- Active: May 1917 –
- Country: British India
- Allegiance: British Crown
- Branch: British Indian Army
- Type: Cavalry
- Size: Brigade
- Part of: 1st (Peshawar) Division
- Service: First World War

Commanders
- Notable commanders: Br.-Gen. G.M. Baldwin

= 10th Indian Cavalry Brigade =

The 10th Indian Cavalry Brigade was a cavalry brigade of the British Indian Army that formed part of the Indian Army during the First World War.
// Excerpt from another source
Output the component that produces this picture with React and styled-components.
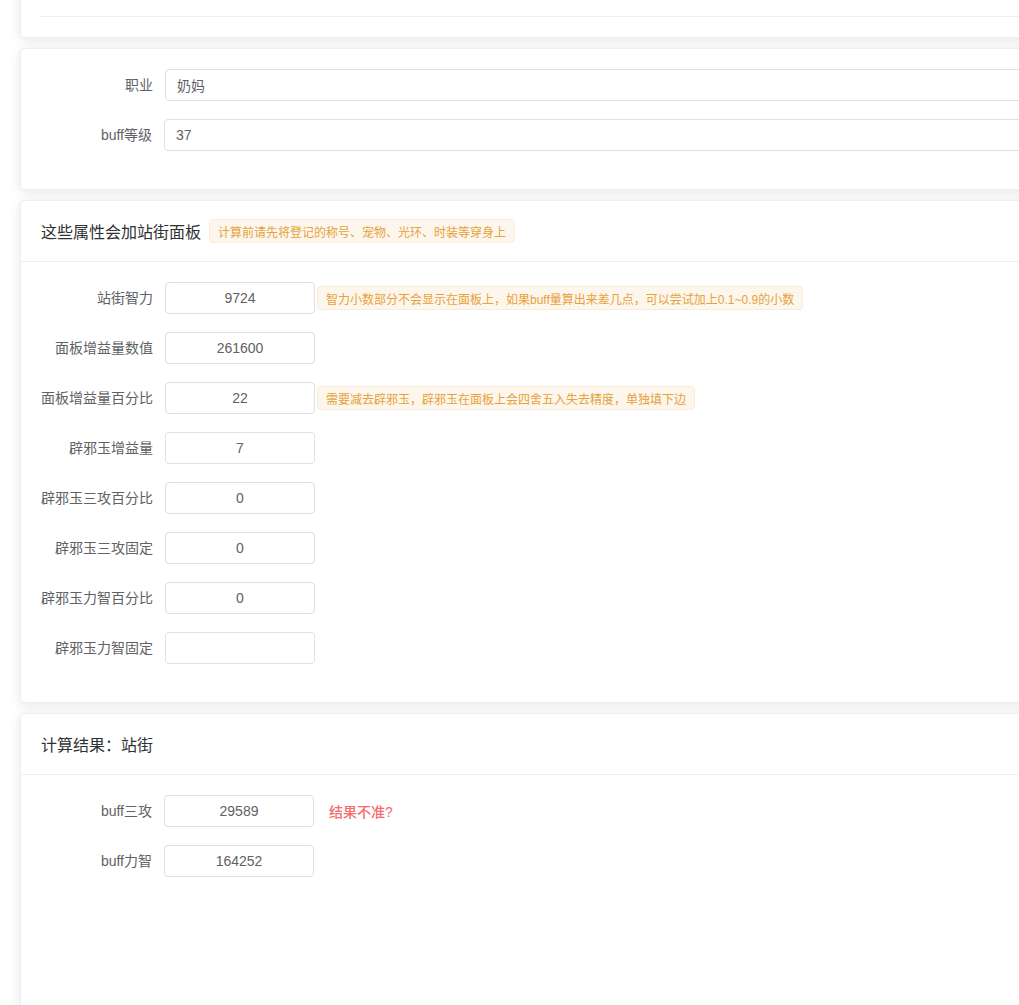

It remained in India throughout the war.

==History==
The Headquarters 10th Indian Cavalry Brigade was formed under 1st (Peshawar) Division in May 1917, presumably to command some of the units assigned to the 1st (Risalpur) Cavalry Brigade at this time. (Note: Units assigned to the 1st (Risalpur) Cavalry Brigade from May 1917 included:

- 21st (Empress of India's) Lancers
- 1st Duke of York's Own Lancers (Skinner's Horse)
- Guides Cavalry
- 30th Lancers (Gordon's Horse)
- 5th Cavalry
- two squadrons, 17th Cavalry
- 33rd Queen Victoria's Own Light Cavalry
- 4th Cavalry
- M Battery, RHA
- 1st Battalion, Guides Infantry
- 2nd Battalion, Guides Infantry
- 55th Coke's Rifles (Frontier Force)
- 54th Sikhs (Frontier Force)
- 3rd Battalion, Guides Infantry
- 1st (King's) Dragoon Guards
- 22nd Machine Gun Squadron
- 1st Field Troop, 1st King George's Own Sappers and Miners) In the event, only the 30th Lancers (Gordon's Horse) was assigned to the brigade, from December 1917 to July 1918. The brigade remained with the division throughout the First World War.
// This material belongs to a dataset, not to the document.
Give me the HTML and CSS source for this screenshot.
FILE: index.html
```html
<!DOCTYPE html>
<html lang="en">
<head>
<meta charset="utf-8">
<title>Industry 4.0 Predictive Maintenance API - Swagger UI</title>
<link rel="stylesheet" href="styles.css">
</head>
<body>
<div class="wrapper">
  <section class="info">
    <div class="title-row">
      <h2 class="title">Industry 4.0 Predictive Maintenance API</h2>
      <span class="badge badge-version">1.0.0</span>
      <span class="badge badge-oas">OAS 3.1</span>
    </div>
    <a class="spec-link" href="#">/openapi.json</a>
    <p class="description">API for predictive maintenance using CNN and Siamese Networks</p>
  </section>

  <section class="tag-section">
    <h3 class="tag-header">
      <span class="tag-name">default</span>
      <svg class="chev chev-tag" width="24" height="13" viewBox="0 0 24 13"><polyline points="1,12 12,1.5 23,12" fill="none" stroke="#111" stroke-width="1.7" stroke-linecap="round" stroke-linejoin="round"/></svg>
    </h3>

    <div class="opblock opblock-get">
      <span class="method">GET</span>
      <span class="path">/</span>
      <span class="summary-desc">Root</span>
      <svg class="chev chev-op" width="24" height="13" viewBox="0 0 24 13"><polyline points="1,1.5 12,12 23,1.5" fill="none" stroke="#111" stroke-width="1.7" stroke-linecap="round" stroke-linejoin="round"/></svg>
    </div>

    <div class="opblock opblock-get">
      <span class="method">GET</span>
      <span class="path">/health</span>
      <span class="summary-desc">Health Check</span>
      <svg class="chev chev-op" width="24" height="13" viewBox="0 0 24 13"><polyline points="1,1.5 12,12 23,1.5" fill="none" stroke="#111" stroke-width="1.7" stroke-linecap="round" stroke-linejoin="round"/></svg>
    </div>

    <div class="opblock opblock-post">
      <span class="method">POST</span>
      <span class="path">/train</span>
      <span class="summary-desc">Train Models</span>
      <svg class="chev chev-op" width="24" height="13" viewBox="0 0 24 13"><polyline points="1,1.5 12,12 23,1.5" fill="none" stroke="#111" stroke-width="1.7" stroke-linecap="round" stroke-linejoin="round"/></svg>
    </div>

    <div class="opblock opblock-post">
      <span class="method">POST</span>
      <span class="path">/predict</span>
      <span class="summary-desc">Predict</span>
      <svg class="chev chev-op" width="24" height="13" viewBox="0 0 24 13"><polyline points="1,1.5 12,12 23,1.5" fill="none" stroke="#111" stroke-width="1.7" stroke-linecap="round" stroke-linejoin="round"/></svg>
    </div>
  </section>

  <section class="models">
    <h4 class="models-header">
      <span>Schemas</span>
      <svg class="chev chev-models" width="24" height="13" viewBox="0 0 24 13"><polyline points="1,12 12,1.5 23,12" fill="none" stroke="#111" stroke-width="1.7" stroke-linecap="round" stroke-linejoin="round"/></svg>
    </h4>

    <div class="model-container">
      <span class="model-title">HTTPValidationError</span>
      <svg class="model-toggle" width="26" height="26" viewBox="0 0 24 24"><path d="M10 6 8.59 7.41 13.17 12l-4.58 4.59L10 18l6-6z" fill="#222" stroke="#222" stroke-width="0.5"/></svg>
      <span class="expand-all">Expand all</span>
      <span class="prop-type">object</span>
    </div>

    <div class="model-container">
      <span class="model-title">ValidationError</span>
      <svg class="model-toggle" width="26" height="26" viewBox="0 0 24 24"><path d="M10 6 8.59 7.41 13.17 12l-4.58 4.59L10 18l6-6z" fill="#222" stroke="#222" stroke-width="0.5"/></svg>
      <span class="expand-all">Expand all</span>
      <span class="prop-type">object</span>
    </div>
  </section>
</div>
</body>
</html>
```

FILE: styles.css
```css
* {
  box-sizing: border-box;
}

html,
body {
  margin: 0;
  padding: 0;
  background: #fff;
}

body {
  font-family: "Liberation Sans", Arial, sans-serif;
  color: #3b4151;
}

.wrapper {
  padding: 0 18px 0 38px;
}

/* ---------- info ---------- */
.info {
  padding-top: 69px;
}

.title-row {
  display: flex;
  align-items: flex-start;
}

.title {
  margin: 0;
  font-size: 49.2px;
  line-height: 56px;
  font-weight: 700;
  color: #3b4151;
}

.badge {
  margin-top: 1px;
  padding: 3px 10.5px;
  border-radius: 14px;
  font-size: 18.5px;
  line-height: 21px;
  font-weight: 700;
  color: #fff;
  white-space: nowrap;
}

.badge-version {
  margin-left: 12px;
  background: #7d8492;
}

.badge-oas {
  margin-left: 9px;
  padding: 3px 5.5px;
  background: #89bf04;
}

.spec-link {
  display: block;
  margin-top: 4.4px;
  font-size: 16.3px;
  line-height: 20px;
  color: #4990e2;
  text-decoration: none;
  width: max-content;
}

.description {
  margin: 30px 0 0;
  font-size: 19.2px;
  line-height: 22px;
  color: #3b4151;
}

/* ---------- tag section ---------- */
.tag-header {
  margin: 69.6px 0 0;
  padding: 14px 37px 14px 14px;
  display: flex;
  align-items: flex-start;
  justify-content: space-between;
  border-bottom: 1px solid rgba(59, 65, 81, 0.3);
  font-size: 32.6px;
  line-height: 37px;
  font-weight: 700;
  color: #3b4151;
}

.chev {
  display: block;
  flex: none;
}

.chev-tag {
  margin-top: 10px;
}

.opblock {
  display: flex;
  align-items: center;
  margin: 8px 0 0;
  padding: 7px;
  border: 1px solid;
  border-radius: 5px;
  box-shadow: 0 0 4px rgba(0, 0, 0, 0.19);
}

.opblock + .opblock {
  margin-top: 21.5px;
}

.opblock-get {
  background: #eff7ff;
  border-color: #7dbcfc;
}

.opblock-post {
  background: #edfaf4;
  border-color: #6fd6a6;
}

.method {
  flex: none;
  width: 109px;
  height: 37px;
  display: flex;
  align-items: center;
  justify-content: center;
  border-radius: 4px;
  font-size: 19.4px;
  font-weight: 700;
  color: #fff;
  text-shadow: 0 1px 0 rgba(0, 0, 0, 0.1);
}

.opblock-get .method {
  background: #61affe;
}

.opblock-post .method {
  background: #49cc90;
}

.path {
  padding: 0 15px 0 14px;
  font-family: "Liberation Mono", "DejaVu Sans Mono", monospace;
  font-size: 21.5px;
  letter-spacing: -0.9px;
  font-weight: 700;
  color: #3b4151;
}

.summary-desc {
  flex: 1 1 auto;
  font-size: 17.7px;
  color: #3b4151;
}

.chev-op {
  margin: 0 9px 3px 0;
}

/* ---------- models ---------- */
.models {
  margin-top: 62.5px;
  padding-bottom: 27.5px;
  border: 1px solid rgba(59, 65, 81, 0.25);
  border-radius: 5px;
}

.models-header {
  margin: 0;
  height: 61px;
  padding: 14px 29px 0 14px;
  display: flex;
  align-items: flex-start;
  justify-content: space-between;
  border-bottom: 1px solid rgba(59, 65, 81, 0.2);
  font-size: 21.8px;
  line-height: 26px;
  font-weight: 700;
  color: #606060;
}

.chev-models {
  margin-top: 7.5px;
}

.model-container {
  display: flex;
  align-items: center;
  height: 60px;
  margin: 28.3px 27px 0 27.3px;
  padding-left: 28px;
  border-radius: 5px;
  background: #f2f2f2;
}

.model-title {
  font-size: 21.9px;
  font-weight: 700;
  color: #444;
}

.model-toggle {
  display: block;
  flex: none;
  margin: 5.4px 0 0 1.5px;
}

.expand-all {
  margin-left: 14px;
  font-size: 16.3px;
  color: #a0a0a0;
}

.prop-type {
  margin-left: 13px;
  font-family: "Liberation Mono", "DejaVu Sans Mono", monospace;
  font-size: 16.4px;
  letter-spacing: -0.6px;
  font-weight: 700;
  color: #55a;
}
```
Under mobilization plans drawn up in July 1918, IV Corps with 1st (Peshawar) Division under command would have included 1st and 10th Cavalry brigades with:
- 4th Cavalry
- 30th Lancers (Gordon's Horse)
- 3rd Gwalior Lancers (I.S.)
- 24th Machine Gun Squadron
- 4th Field Troop, 3rd Bombay Sappers and Miners

==Commander==
The brigade was commanded from 10 May 1917 by Brigadier-General G.M. Baldwin.

==See also==

- 10th Cavalry Brigade (British Indian Army) existed at the same time but was unrelated other than having the same number

==Bibliography==
- Perry, F.W. (1993). "Order of Battle of Divisions Part 5B. Indian Army Divisions"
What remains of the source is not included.